Last Monday, a call came in to BBC Television Centre, London, from the office of Mitt Romney's billionaire backer and “advisor” Paul Singer.
Singer, top donor to the Republican Senate Campaign Committee had a message for the news chiefs at the prestigious broadcaster:
“We have a file on Greg Palast.”
I bet they do.
The purpose of the Singer call was clear: to smear the reporter whose broadcasts from Africa for BBC Newsnight, The Guardian and Democracy Now! had identified Singer as a “Vulture,” a speculator profiteering from misery, mayhem, corruption and civil war.
Apparently, the Republican Presidential front-runner would prefer his sugar-daddies be known as “job creators,” not predators.
And the Vulture really, really, doesn't like his starring role in my new book, Vultures' Picnic. I bet he doesn't.
Is BBC going to let Palast continue to investigate? The Romney money man added an unsubtle threat, “Palast has been sued before.”
Neither BBC nor The Guardian are backing down, bless'm.
What is in the file Mitt's billionaire has on Greg Palast? I'll show it to you myself, right here, if you have a little patience.
But it's not what's in Singer's file on me that's important — it's what's in my file about him.
You need to know: BBC has identified Singer as the Number One donor of the Republican Party in New York. His fundraising, in coordination with the Koch Brothers through a strange little group of far-right billionaires, is the cash-locomotive of the GOP.
How Singer “The Vulture” got his feathers, got that money that fuels the Romney and Republican causes is not a minor matter. Romney and the whole crew from Newt to Cain are selling us the line that Occupy Wall Street has it all wrong: calling for taxing or controlling the One Percent is a misguided attack on “job creators.”
Indeed, one of Romney's demands is that I change the name of my book from Vultures' Picnic to Job-Creators' Picnic. [OK, I made that up.]
Let's begin with how Singer got his feathers.
I didn't give Singer the name “Vulture.” His own banker buddies did—with admiration in their voices. Like any vulture, he feasts when victims die. Literally. For example, Singer made a pile buying an asbestos company, Owens Corning, out of bankruptcy. Owens had knowingly allowed thousands of its workers to get deadly asbestosis, then concealed it. You don't want to die of asbestosis. Your lungs turn to mush and you drown inside yourself.
Singer, the Job Creator, used his political muscle to screw down the compensation workers would get. Offered them peanuts. And dying, they took it. With the asbestos workers buried or bought, the asbestos death factories were now worth a fortune …and Singer made his first “killing.”

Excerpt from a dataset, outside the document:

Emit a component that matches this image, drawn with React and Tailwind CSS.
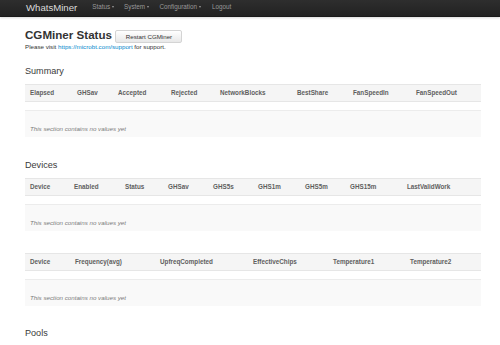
import React from "react";

const font = { fontFamily: '"Liberation Sans", Arial, sans-serif' };

function Caret() {
  return (
    <span className="ml-[2px] inline-block h-0 w-0 border-x-[1.5px] border-t-[2px] border-x-transparent border-t-[#999] align-middle" />
  );
}

function Table({ cols, widths }) {
  return (
    <div>
      <div
        className="grid h-[18px] items-center border-y border-[#e6e6e6] bg-[#f5f5f5] pl-[5px] text-[6.3px] font-bold text-[#5e5e5e]"
        style={{ gridTemplateColumns: widths }}
      >
        {cols.map((c) => (
          <div key={c} className="whitespace-nowrap leading-[8px]">
            {c}
          </div>
        ))}
      </div>
      <div className="mt-[8px] h-[27px] border-t border-[#ececec] bg-[#f9f9f9] pl-[5px] pt-[14px] text-[6.2px] italic leading-[8px] text-[#7a7a7a]">
        This section contains no values yet
      </div>
    </div>
  );
}

export default function App() {
  return (
    <div className="h-[345px] w-[500px] overflow-hidden bg-white text-[#333]" style={font}>
      <div className="flex h-[17px] items-center border-b border-[#1a1a1a] bg-gradient-to-b from-[#2e2e2e] to-[#222] pb-[2px] pl-[26px] shadow-[0_1px_2px_rgba(0,0,0,0.15)]">
        <span className="text-[9.6px] leading-[11px] text-[#dcdcdc]">WhatsMiner</span>
        <div className="ml-[15px] flex items-center text-[6.3px] leading-[8px] text-[#999]">
          <span className="flex items-center">Status<Caret /></span>
          <span className="ml-[10px] flex items-center">System<Caret /></span>
          <span className="ml-[10.5px] flex items-center">Configuration<Caret /></span>
          <span className="ml-[11px]">Logout</span>
        </div>
      </div>

      <div className="pl-[25px] pr-[19px] pt-[10px]">
        <div className="flex h-[16px] items-start">
          <h1 className="text-[11.6px] font-bold leading-[15px] text-[#333]">CGMiner Status</h1>
          <button className="ml-[3.5px] mt-[3px] flex h-[13px] w-[67px] items-center justify-center rounded-[2px] border border-[#d4d4d4] bg-gradient-to-b from-white to-[#e8e8e8] text-[6.2px] leading-[8px] text-[#333]">
            Restart CGMiner
          </button>
        </div>
        <p className="text-[6.2px] leading-[8px] text-[#333]">
          Please visit <span className="text-[#0088cc]">https://microbt.com/support</span> for support.
        </p>

        <h3 className="mt-[14px] text-[9.1px] leading-[12px] text-[#3a3a3a]">Summary</h3>
        <div className="mt-[7px]">
          <Table
            cols={["Elapsed", "GHSav", "Accepted", "Rejected", "NetworkBlocks", "BestShare", "FanSpeedIn", "FanSpeedOut"]}
            widths="47px 41px 53px 49px 77px 56px 63px 1fr"
          />
        </div>

        <h3 className="mt-[22px] text-[9.1px] leading-[12px] text-[#3a3a3a]">Devices</h3>
        <div className="mt-[7px]">
          <Table
            cols={["Device", "Enabled", "Status", "GHSav", "GHS5s", "GHS1m", "GHS5m", "GHS15m", "LastValidWork"]}
            widths="44px 51px 43px 45px 45px 47px 45px 57px 1fr"
          />
        </div>

        <div className="mt-[22px]">
          <Table
            cols={["Device", "Frequency(avg)", "UpfreqCompleted", "EffectiveChips", "Temperature1", "Temperature2"]}
            widths="45px 85px 93px 80px 77px 1fr"
          />
        </div>

        <h3 className="mt-[21px] text-[9.1px] leading-[12px] text-[#3a3a3a]">Pools</h3>
      </div>
    </div>
  );
}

Then it was on to Peru where Singer had, through a brilliant financial-legal maneuver too questionable for others to attempt, grabbed control of the entire financial system of Peru. Most important, he seized the President's jet. When the scamp of a President, Alberto Fujimori, decided it was a good idea to flee his country (ahead of his arrest on murder charges), Singer, Peru's lawyer told me, let Fujimori escape in return for the Murderer-in-Chief ordering Peru's treasury to pay Singer $58 million.
But that's nothing. What really sent Mitt's man up a wall was my report from the Congos (there are two nations in Africa called 'Congo') where there's a cholera epidemic due to lack of clean water. Singer paid we're told about $10 million for some “debt” supposedly incurred by the Republic of Congo. Congo would pay the $10 million, but Singer had begun seizing about $400 million in the poor nation's assets.
The former Deputy Secretary of the UN said about the vultures, “you are causing babies to die.”
It's legal, it's sick, it's Singer.
Well, not legal in most of the civilized world. Former British Prime Minister Gordon Brown said about Singer and his fellow crew, “I deplore the activities of so-called Vulture Funds, [they] are nothing short of scandalous.” Britain has outlawed Singer's re-po man seizures (after all, it's ultimately the aid money we give Africa). In the UK, and in much of Europe, Singer is a finance outlaw. But in the USA, he's a “job creator.”
Look, I've only scratched the surface from BBC's four-year investigation of Singer who says he'll talk with us, “Never, ever.”